Reason No.1: We're already searching every day
As we mentioned above, searching for technical information is a large, costly part of creating and using information technologies that we are already paying whether we like it or not.
So how "large and costly" is all this technical searching? Well, recent independent research says that developers spend about 25% of their time just searching for information. No wonder people worry about a 'software crisis'! Between too many meetings, bad requirements, and hunting for useful information, we're stuck working long hours and still feeling like we haven't accomplished what we need to (let alone all that we really want to).
Some folks, often managers, are skeptical that developers really spend 25% of the time looking for technical information. If we break it down even a little bit, the number often seems quite low. For example, how much of our time doing debugging is actually looking for answers in FAQs and traditional documentation, or searching blogs for people who have already run into the same problem and figured out work-arounds, or looking through mailing list and newsgroup archives for hints, or even trawling bug databases in the hope that a newer version will magically fix the problem? How much of our initial development time is spent looking for examples of how to use some module? How much of our maintenance time is spent trying to find the right spots to update or looking around to remember why we did things in certain ways?
In some ways, search has always been a key component of software development: cut-and-paste usually involves search-and-replace; local function/method indexing helps you with faster navigation; the myriad variations of grep help you sift through files; we use the 'find' utility because our directory hierarchies never quite live up to our needs; and we look around the big, centralized code archive sites and use the common text-based search engines.
Reason No. 2: The expanding universe of technical information
How much "technical stuff" is out there for programmers? Some rough estimates around significant sources of useful information indicates that there are:
* 100,000,000 technically oriented Web pages
* 20,000,000 source code files
* 100,000 active open source projects
* 5,000 technical books totaling more than 2 million pages
That's a lot of "good stuff" and it's growing quickly. Heck, notwithstanding the existing ocean of open source code, there's a tidal wave of code being publicly released by companies as they continue to align themselves with the open source movement.

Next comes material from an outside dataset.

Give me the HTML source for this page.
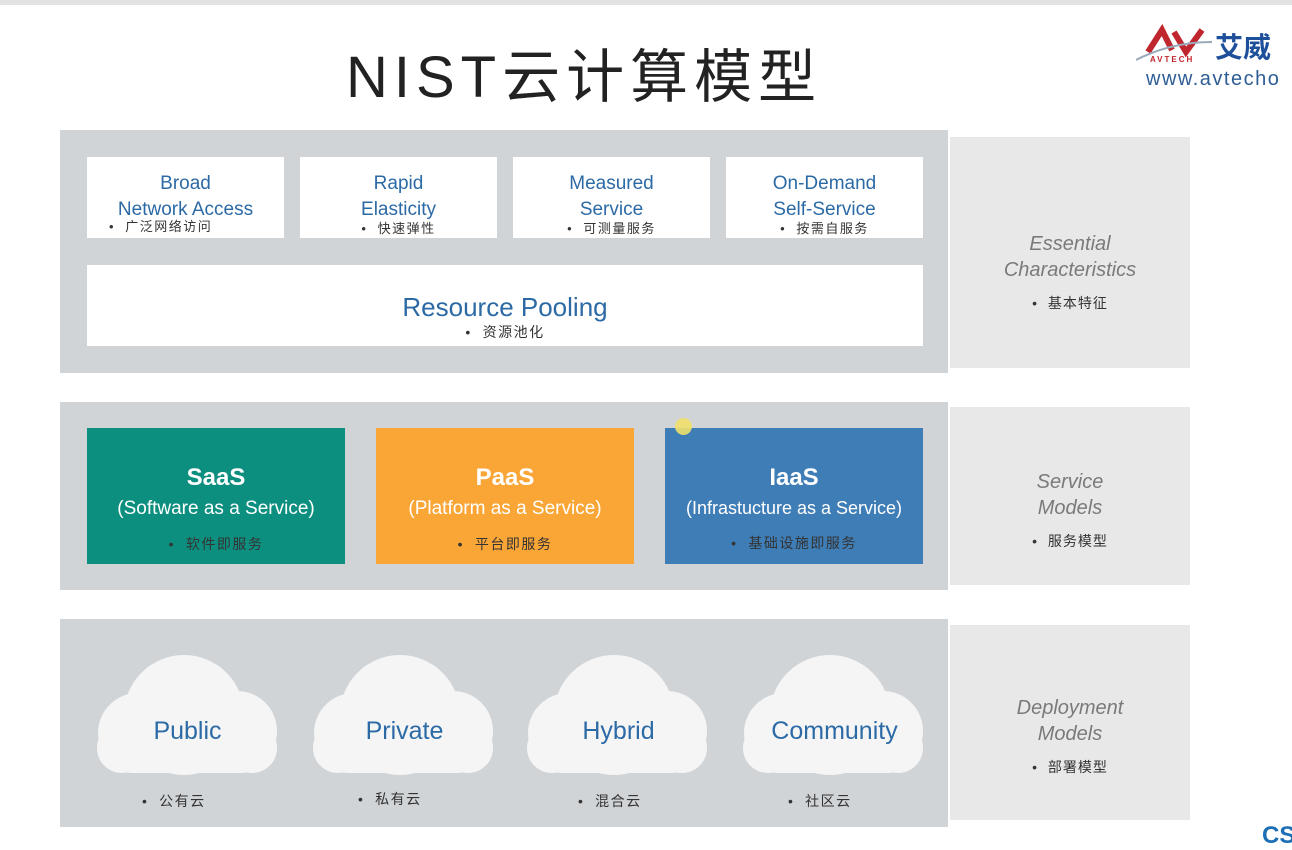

Back in the day, you could get a CD from your platform vendor of choice, maybe buy a book or two, and you were good to go. That's not true anymore, as public standards, open source and the Internet in general have contributed to a vast expansion and scattering of technical information.
Reason No. 3: You can't reuse the code if you can't find the code
While there have been many attempts to foster code reuse at various levels of scale, reuse in the large has generally failed for three reasons: attitude, integration, and location.
The attitude problem is easily summed up by the phrase "not invented here". That is, we all think we're better, faster than "those other idiots" so we'll just do it ourselves.
The integration problem is that there is a cost in integrating somebody else's code into one's own system.
Search doesn't solve these first two problems, which we've only briefly touched on above. But, search can make a dramatic difference in the location problem: how do we reduce the cost of finding code that we could potentially reuse? Especially if the code is not already on our hard disk and inside of our development environment.
But, one may ask, what about all of the open-source libraries and frameworks floating around that are actually being used? Sure, there are popular libraries and frameworks that do get widely used. However, dig under the hood a bit and it's easy to see that there is a lot more code that is out there that could be getting used that is hidden because it's so hard to find.
In other words, the popularity of a project is the main way that most developers find code to reuse today. Alas, we have all run into the harsh reality that popularity doesn't automatically mean the code is good or that we can easily figure out how to install it, use it or fix it. Good search helps a developer find the best available solution, not just the top handful of well-known projects.
And even if you aren't using open source, a typical company that has more than one small room of developers has the same kinds of issues, just on a smaller scale. Somebody has often used the same API, solved the same problem, and run into the same bug...and just don't know it.
Reason No. 4: Just-in-time comprehension
Manually reading all of the sources of potential information isn't practical. Search is the only solution that has been found to work across the wide range of scales that we live with -- from individual projects to corporate divisions to the Internet. To be efficient, we really want highly effective search that can be used when needed to find the answers "just in time".
In fact, the researchers who coined the term "just in time comprehension", Timothy Lethbridge and Nicholas Anquetil, have shown that developers overwhelmingly work "just in time". Tellingly, existing development tools are still stuck in the old, heavyweight fantasy of the waterfall methodology.
Reason No. 5: Code-centric search engines
In recent years, code-centric search engines have begun to gain traction. Examples include Google's code search, Koders, Codase, Codefetch, and Krugle's code channel. In various ways, these code-centric engines allow searching through actual source code. The weaker solutions provide little more than traditional text-based searching over files that are only code while the stronger solutions are built to actually understand code as code. That is, they parse code as programming languages and so can understand the difference between comments and code, function definitions and calls, and one language from another.
Rather interestingly, code search all by itself doesn't solve the whole problem. We need all of the technical information around and about the code to be able to really fly. Code-only searching misses out on the fundamental strengths of the communities surrounding any code that is truly worth using. For instance, the best examples of how to use some piece of code is often embedded as a small code snippet inside a magazine article or blog entry or, occasionally, even in the official technical documentation. Of course, we are a wee bit biased in this thinking because we have developed just such a search engine for developers: Krugle.
Summary
So, is search-driven development a pie-in-the-sky promise of developmental nirvana? Saving two or three hours a day that can be used catching up on sleep, doing other valuable development tasks, playing WoW, working on open-source projects, or, heaven forbid, even enjoying the rest of life might not be nirvana but it sure sounds awfully good.